Spetta a noi infine vigilare e impedire qualsiasi coinvolgimento diretto del nostro Paese a supporto della borghesia venezuelana. In un paese del G7, della Nato, in una delle prime dieci economie del mondo, questo compito è tanto più importante, e ci carica di responsabilità enormi. Conosciamo bene gli interessi reali della borghesia italiana in Venezuela, conosciamo i legami con la comunità italo-venezuelana, tra cui figurano molti imprenditori, spesso tra i più reazionari. Le dichiarazioni del governo e del segretario del PD, Renzi, esprimono con chiarezza la posta in gioco. Sappiamo che le imprese petrolifere italiane, che le imprese di costruzioni, che le banche, rivendicano la loro parte della torta venezuelana.

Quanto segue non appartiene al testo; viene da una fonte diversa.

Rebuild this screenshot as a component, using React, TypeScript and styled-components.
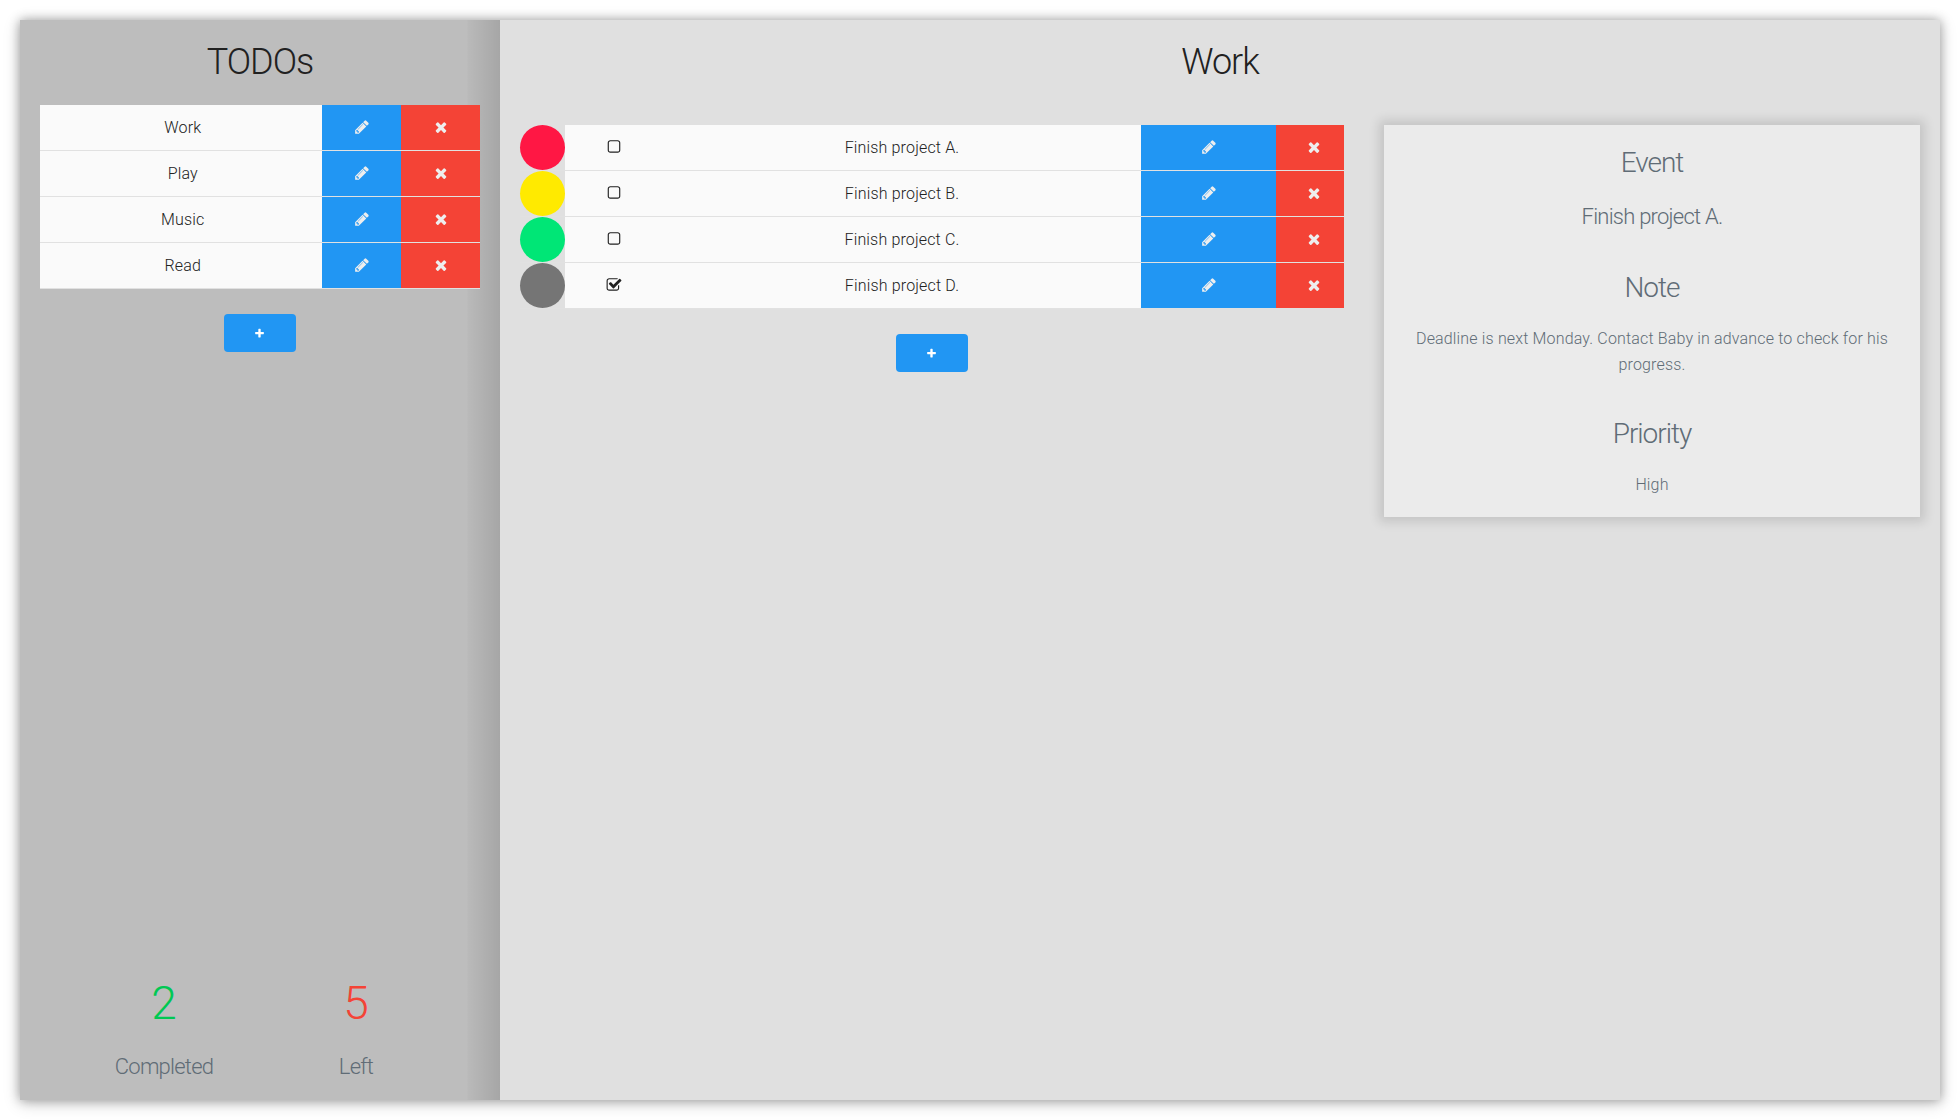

Non può esistere alcun tentennamento, alcuna equidistanza, che si risolverebbe in un sostegno aperto a questi settori del capitale, come vergognosamente fatto da esponenti di sinistra italiana, come Fassina, e dal Manifesto con il rifiuto della pubblicazione degli articoli di Geraldina Colotti, che il nostro giornale ha ospitato.
Denunciare le narrazioni tossiche dei media, vigilare e impedire il coinvolgimento italiano nelle vicende venezuelane, analizzare i processi continuando a far avanzare la costruzione di una teoria rivoluzionaria adeguata ai nostri tempi, criticando lì dove necessario modelli che non si dimostrino in grado di portare a compimento questo fine, sono i nostri compiti. Solo chi non condivide fino in fondo un’orientamento rivoluzionario può vedere in questi aspetti delle contraddizioni. Essere in prima linea contro l’imperialismo, significa anche e soprattutto voler vincere.